Cockrell School of Engineering
The University of Texas at Austin

UT PGE assistant professor Maša Prodanović and a team of leading UT Austin scientists are looking to change the way researchers distribute data.

On Sept. 1, 2015, Prodanović, Dr. Maria Esteva (Texas Advanced Computing Center) and Dr. Richard Ketcham (Jackson School of Geological Sciences) received a two-year, $600,000 National Science Foundation (NSF) grant to build a Digital Rocks Portal utilizing the latest technologies in data storage.

Recent advances in high-resolution imaging techniques have provided a wealth of 3D datasets that reveal the microstructure of rocks and soil, which in turn serve as the basis for sophisticated computer modeling of fluids moving through pore networks. This emerging research can inform important decisions in petroleum, environmental and civil engineering while addressing key geological questions. However, there is not yet a large, highly organized platform for sharing and downloading this valuable data.

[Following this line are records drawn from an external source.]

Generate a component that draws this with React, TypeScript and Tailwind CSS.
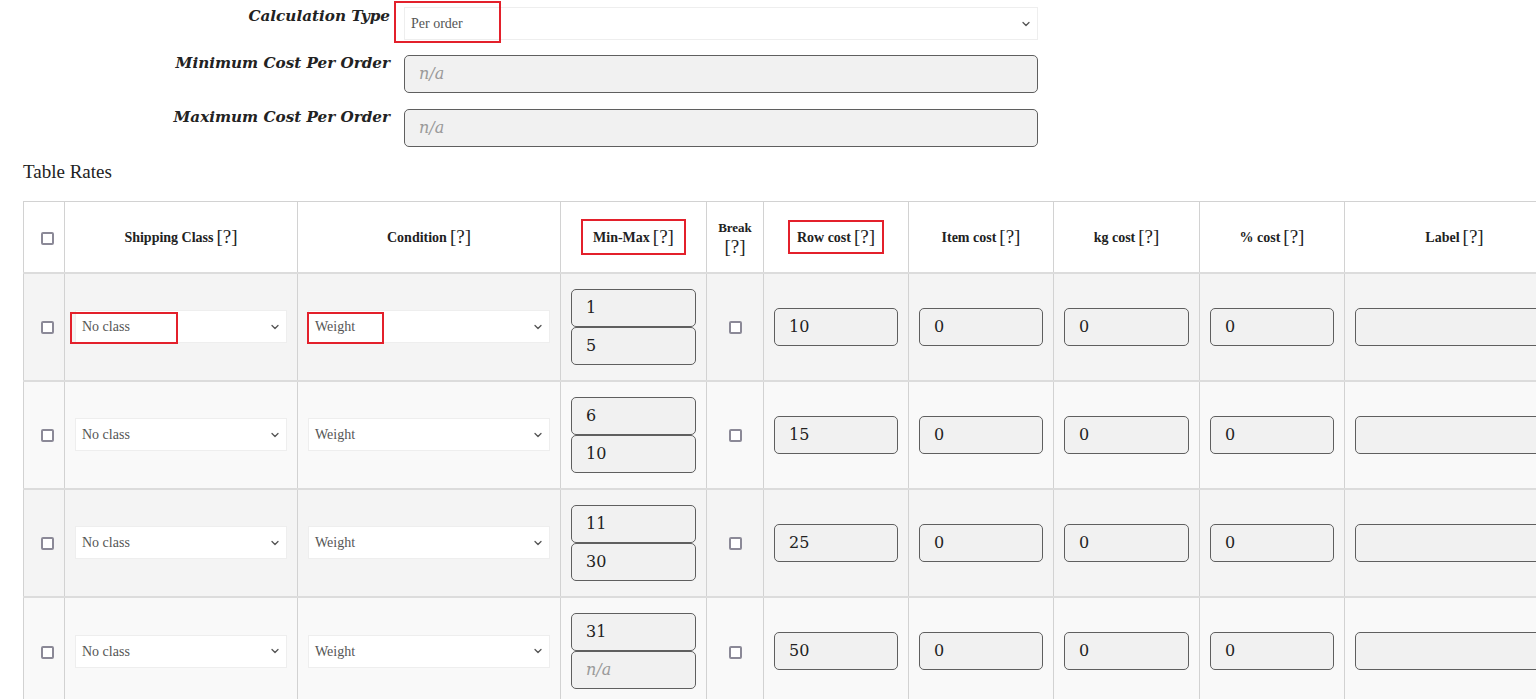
import React from 'react';

const serif = { fontFamily: '"DejaVu Serif", "Liberation Serif", serif' };
const times = { fontFamily: '"Liberation Serif", "DejaVu Serif", serif' };

const rows = [
  { min: '1', max: '5', cost: '10', marked: true },
  { min: '6', max: '10', cost: '15' },
  { min: '11', max: '30', cost: '25' },
  { min: '31', max: '', cost: '50' },
];

function Box({ className = '' }: { className?: string }) {
  return <span className={`pointer-events-none absolute border-2 border-[#e3202b] ${className}`} />;
}

function Check() {
  return <span className="inline-block h-[13px] w-[13px] rounded-[2px] border-2 border-[#8b8997] bg-white align-middle" />;
}

function Chevron() {
  return (
    <svg className="absolute right-[6px] top-1/2 h-[10px] w-[10px] -translate-y-1/2 text-[#555]" viewBox="0 0 10 10" fill="none">
      <path d="M2 3.5 5 6.5 8 3.5" stroke="currentColor" strokeWidth="1.3" strokeLinecap="round" strokeLinejoin="round" />
    </svg>
  );
}

function Select({ value, className = '', children }: { value: string; className?: string; children?: React.ReactNode }) {
  return (
    <div className={`relative flex items-center border border-[#eeeeee] bg-white text-[14px] text-[#555] ${className}`} style={times}>
      <span className="pl-[6px]">{value}</span>
      <Chevron />
      {children}
    </div>
  );
}

function Field({ value, placeholder, className = '' }: { value?: string; placeholder?: string; className?: string }) {
  return (
    <div className={`flex h-[38px] items-center rounded-[5px] border border-[#5f5f5f] bg-[#f1f1f1] pl-[14px] text-[16px] text-[#222] ${className}`} style={serif}>
      {value ? value : <span className="italic text-[#9a9a9a]">{placeholder}</span>}
    </div>
  );
}

function Head({ label, q = true }: { label: string; q?: boolean }) {
  return (
    <span className="whitespace-nowrap text-[14px] font-bold leading-5 text-[#222]">
      {label}
      {q && <span className="ml-[3px] align-[-1px] text-[19px] font-normal">[?]</span>}
    </span>
  );
}

export default function App() {
  return (
    <div className="relative h-[699px] w-[1536px] overflow-hidden bg-white text-[#222]">
      <div className="flex flex-col pt-[7px]">
        <div className="flex items-start gap-[14px]">
          <div className="-mt-[1px] w-[390px] text-right text-[15.2px] font-bold italic leading-5" style={serif}>Calculation Type</div>
          <Select value="Per order" className="h-[33px] w-[634px]">
            <Box className="-left-[11px] -top-[7px] h-[42px] w-[107px]" />
          </Select>
        </div>
        <div className="mt-[15px] flex items-start gap-[14px]">
          <div className="-mt-[2px] w-[390px] text-right text-[15.2px] font-bold italic leading-5" style={serif}>Minimum Cost Per Order</div>
          <Field placeholder="n/a" className="w-[634px]" />
        </div>
        <div className="mt-[16px] flex items-start gap-[14px]">
          <div className="-mt-[2px] w-[390px] text-right text-[15.2px] font-bold italic leading-5" style={serif}>Maximum Cost Per Order</div>
          <Field placeholder="n/a" className="w-[634px]" />
        </div>
      </div>

      <h3 className="ml-[23px] mt-[13px] text-[19px] leading-6" style={times}>Table Rates</h3>

      <table className="ml-[23px] mt-[17px] table-fixed border-collapse" style={{ ...times, width: 1541 }}>
        <colgroup>
          <col className="w-[41px]" />
          <col className="w-[233px]" />
          <col className="w-[263px]" />
          <col className="w-[146px]" />
          <col className="w-[57px]" />
          <col className="w-[145px]" />
          <col className="w-[145px]" />
          <col className="w-[146px]" />
          <col className="w-[145px]" />
          <col className="w-[220px]" />
        </colgroup>
        <thead>
          <tr className="h-[71px] bg-white text-center">
            <th className="border border-[#d2d2d2] pl-[6px]"><Check /></th>
            <th className="border border-[#d2d2d2]"><Head label="Shipping Class" /></th>
            <th className="border border-[#d2d2d2]"><Head label="Condition" /></th>
            <th className="border border-[#d2d2d2]">
              <span className="relative inline-block px-[12px] py-[6px]">
                <Head label="Min-Max" />
                <Box className="inset-0" />
              </span>
            </th>
            <th className="border border-[#d2d2d2] leading-[19px]">
              <div className="text-[13px] font-bold">Break</div>
              <div className="text-[19px] font-normal">[?]</div>
            </th>
            <th className="border border-[#d2d2d2]">
              <span className="relative inline-block px-[9px] py-[5px]">
                <Head label="Row cost" />
                <Box className="inset-0" />
              </span>
            </th>
            <th className="border border-[#d2d2d2]"><Head label="Item cost" /></th>
            <th className="border border-[#d2d2d2]"><Head label="kg cost" /></th>
            <th className="border border-[#d2d2d2]"><Head label="% cost" /></th>
            <th className="border border-[#d2d2d2]"><Head label="Label" /></th>
          </tr>
        </thead>
        <tbody>
          {rows.map((r, i) => (
            <tr key={i} className={`h-[108px] border-t-2 border-[#dcdcdc] ${i % 2 === 0 ? 'bg-[#f4f4f4]' : 'bg-[#f9f9f9]'}`}>
              <td className="border-x border-[#d2d2d2] pl-[6px] text-center"><Check /></td>
              <td className="border-x border-[#d2d2d2] pl-[10px] pr-[10px]">
                <Select value="No class" className="h-[33px]">
                  {r.marked && <Box className="-left-[6px] top-[1px] h-[32px] w-[108px]" />}
                </Select>
              </td>
              <td className="border-x border-[#d2d2d2] pl-[10px] pr-[10px]">
                <Select value="Weight" className="h-[33px]">
                  {r.marked && <Box className="-left-[2px] top-[1px] h-[32px] w-[77px]" />}
                </Select>
              </td>
              <td className="border-x border-[#d2d2d2] px-[10px]">
                <Field value={r.min} />
                <Field value={r.max} placeholder="n/a" />
              </td>
              <td className="border-x border-[#d2d2d2] text-center"><Check /></td>
              <td className="border-x border-[#d2d2d2] px-[10px]"><Field value={r.cost} /></td>
              <td className="border-x border-[#d2d2d2] px-[10px]"><Field value="0" /></td>
              <td className="border-x border-[#d2d2d2] px-[10px]"><Field value="0" /></td>
              <td className="border-x border-[#d2d2d2] px-[10px]"><Field value="0" /></td>
              <td className="border-x border-[#d2d2d2] px-[10px]"><Field /></td>
            </tr>
          ))}
        </tbody>
      </table>
    </div>
  );
}
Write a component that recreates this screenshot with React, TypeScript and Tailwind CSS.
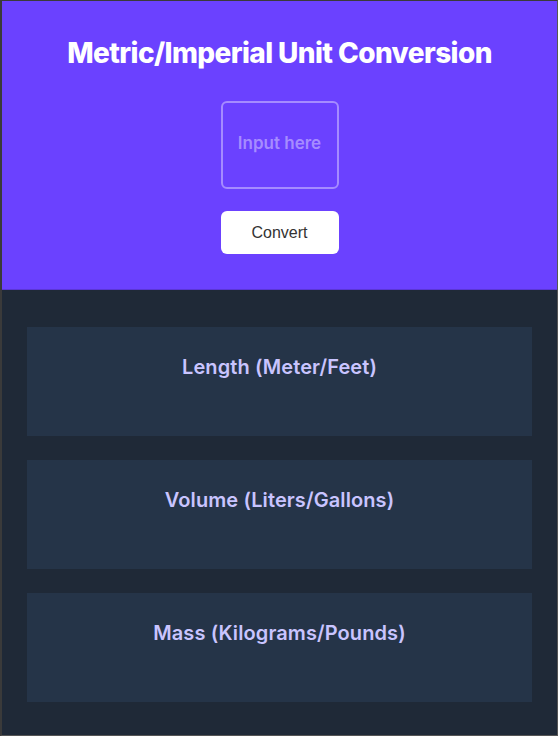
import { useState } from 'react';

const categories = ['Length (Meter/Feet)', 'Volume (Liters/Gallons)', 'Mass (Kilograms/Pounds)'];

export default function App() {
  const [value, setValue] = useState('');

  return (
    <div className="h-[736px] w-[558px] flex flex-col overflow-hidden border-l-2 border-t border-r border-b border-l-[#3a3a3a] border-t-[#3a3a3a] border-r-[#555] border-b-[#555] font-['Inter',sans-serif]">
      <header className="h-[289px] shrink-0 bg-[#6b41ff] border-b border-[#5b36d6] flex flex-col items-center pt-[34px]">
        <h1 className="text-[28px] leading-[36px] font-extrabold tracking-[-0.6px] text-white">
          Metric/Imperial Unit Conversion
        </h1>
        <input
          value={value}
          onChange={(e) => setValue(e.target.value)}
          placeholder="Input here"
          className="mt-[30px] w-[118px] h-[88px] rounded-md border-2 border-[#a58bff] bg-transparent pb-1 text-center text-[17px] font-semibold text-white placeholder:text-[#a68cff] outline-none"
        />
        <button className="mt-[22px] w-[118px] h-[43px] rounded-md bg-white text-[16px] text-[#333] font-['Liberation_Sans',sans-serif]">
          Convert
        </button>
      </header>

      <main className="flex-1 bg-[#1f2937] px-[25px] pt-[37px] flex flex-col gap-[24px]">
        {categories.map((c) => (
          <div key={c} className="h-[109px] bg-[#253448] flex justify-center pt-[26px]">
            <h2 className="text-[20px] leading-[28px] font-semibold tracking-[0.1px] text-[#c9c4ff]">{c}</h2>
          </div>
        ))}
      </main>
    </div>
  );
}
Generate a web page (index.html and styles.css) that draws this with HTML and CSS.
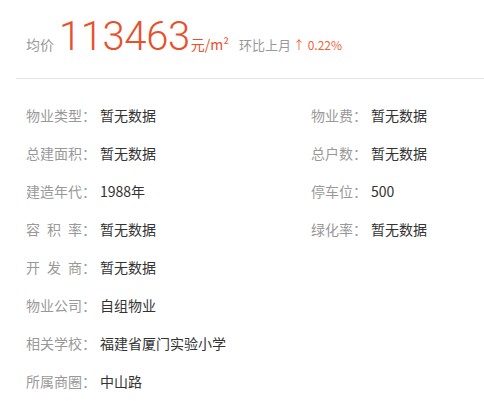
FILE: index.html
```html
<!DOCTYPE html>
<html lang="zh">
<head>
<meta charset="utf-8">
<link rel="stylesheet" href="styles.css">
</head>
<body>
<div class="page">
  <div class="price">
    <span class="lbl">均价</span>
    <span class="num">113463</span>
    <span class="unit">元/m²</span>
    <span class="mom">环比上月</span>
    <span class="up">↑ 0.22%</span>
  </div>
  <div class="divider"></div>
  <div class="grid">
    <div class="item"><span class="k">物业类型：</span><span class="v">暂无数据</span></div>
    <div class="item"><span class="k">物业费：</span><span class="v">暂无数据</span></div>
    <div class="item"><span class="k">总建面积：</span><span class="v">暂无数据</span></div>
    <div class="item"><span class="k">总户数：</span><span class="v">暂无数据</span></div>
    <div class="item"><span class="k">建造年代：</span><span class="v">1988年</span></div>
    <div class="item"><span class="k">停车位：</span><span class="v">500</span></div>
    <div class="item"><span class="k"><span class="j">容积率</span>：</span><span class="v">暂无数据</span></div>
    <div class="item"><span class="k">绿化率：</span><span class="v">暂无数据</span></div>
    <div class="item full"><span class="k"><span class="j">开发商</span>：</span><span class="v">暂无数据</span></div>
    <div class="item full"><span class="k">物业公司：</span><span class="v">自组物业</span></div>
    <div class="item full"><span class="k">相关学校：</span><span class="v">福建省厦门实验小学</span></div>
    <div class="item full"><span class="k">所属商圈：</span><span class="v">中山路</span></div>
  </div>
</div>
</body>
</html>
```
FILE: styles.css
```css
html, body {
  margin: 0;
  padding: 0;
  background: #fff;
}
body {
  font-family: "Noto Sans CJK SC", "Noto Sans", sans-serif;
  color: #333;
}
.price {
  display: flex;
  align-items: baseline;
  padding: 14px 0 0 26px;
  height: 64px;
  box-sizing: border-box;
}
.lbl {
  font-size: 14px;
  color: #999;
  margin-right: 5px;
}
.num {
  font-family: Roboto, "Liberation Sans", Arial, sans-serif;
  font-weight: 300;
  font-size: 40px;
  letter-spacing: -0.4px;
  line-height: 46px;
  color: #e8502a;
}
.unit {
  font-size: 14px;
  color: #e8502a;
  margin-left: 1px;
}
.mom {
  font-size: 13px;
  color: #999;
  margin-left: 10px;
}
.up {
  font-size: 12px;
  color: #f0623a;
  margin-left: 2px;
}
.divider {
  height: 1px;
  background: #e6e6e6;
  margin: 14px 0 0 16px;
}
.grid {
  display: grid;
  grid-template-columns: 285px 1fr;
  padding: 17px 0 0 26px;
}
.item {
  height: 38px;
  line-height: 38px;
  font-size: 14px;
  white-space: nowrap;
}
.item.full {
  grid-column: 1 / -1;
}
.k {
  color: #999;
}
.j {
  display: inline-block;
  width: 56px;
  text-align: justify;
  text-align-last: justify;
  vertical-align: top;
}
.v {
  color: #333;
  margin-left: 4px;
}
```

“This grant is a part of a larger NSF project, the EarthCube initiative, which aims to create a strong infrastructure for pulling all available earth system data together to make it more easily accessible and useable,” said Ketcham.

Modern 3D datasets of pore networks are typically several gigabytes in size, leading to significant challenges for researchers seeking to store and share them. There is also a lack of standardization for characterizing image types and associated information. Even when they are made available, data sets only typically live online for a matter of months before they are cleared due to space issues. This impedes scientific cross-validation of the simulation approaches and limits the development of studies that span length scales from a micrometer (a millionth of a meter, the size of individual pores and grains making up a rock) to a kilometer (the level of a petroleum reservoir, geological basin or aquifer).

“The current set up for data management has a lot of friction,” said Prodanović. “Friction being, ‘ok I have to figure out how to post 25 gigabytes of data’ – it’s not something you can email someone.”

Prodavonic, seated, poses with stack of books.

Dr. Maša Prodanović

Downloading and uploading large data sets is just one piece of the portal. Another goal is developing a social aspect by visually presenting the information, encouraging communication and interaction among scientists. Prodanović says she thinks of the interface as a “Dropbox meets Facebook.”

Each of the three groups involved brings a different set of skills, ensuring expert knowledge is applied to all aspects of the portal.

“I’m interested in the data and modeling it,” said Prodanović. “Richard is on the production end because his lab outputs large amounts of data and his research is analyzing the data. Maria is interested in the information science aspect of development of the web-based portal:organizing a large datasets platform so that it is easy to search and researchers are inclined to use it."

The Texas Advanced Computing Center is a natural home for the large data sets since it already has the infrastructure in place and the CT lab in the Jackson School, which Ketcham directs, is one of the largest academic imaging facilities in the nation. 

Another benefit to the portal is the creation of a platform that will inform researchers of their data downloads. When researchers want to know how many times their papers have been viewed or cited they can use Google Scholar, but there is not a reliable tool for data tracking. By assigning a digital object identifier to each data set, researchers will now have a means for seeing where their data has been re-utilized.

The official project launched Sept. 1, but Prodanović and Esteva have been periodically working to develop a portal for about two years.

“The first mistakes have already been made, so we have a good prototype,” said Prodanović. “Within two years we will have the ability to make it operational at a high level, particularly in terms of speed.”

Once the project is complete, the hope is that federal rules will evolve to ensure that data sets are shared for the benefit of the entire scientific community. Agencies such as the U.S. Department of Energy (DOE) and NSF currently require data management plans for all projects, but have not mandated distribution of data due to the lack of infrastructure. “This is paving the way for a formalized management plan for this type of data,” said Ketcham. “The next big thing is people demanding public repositories.”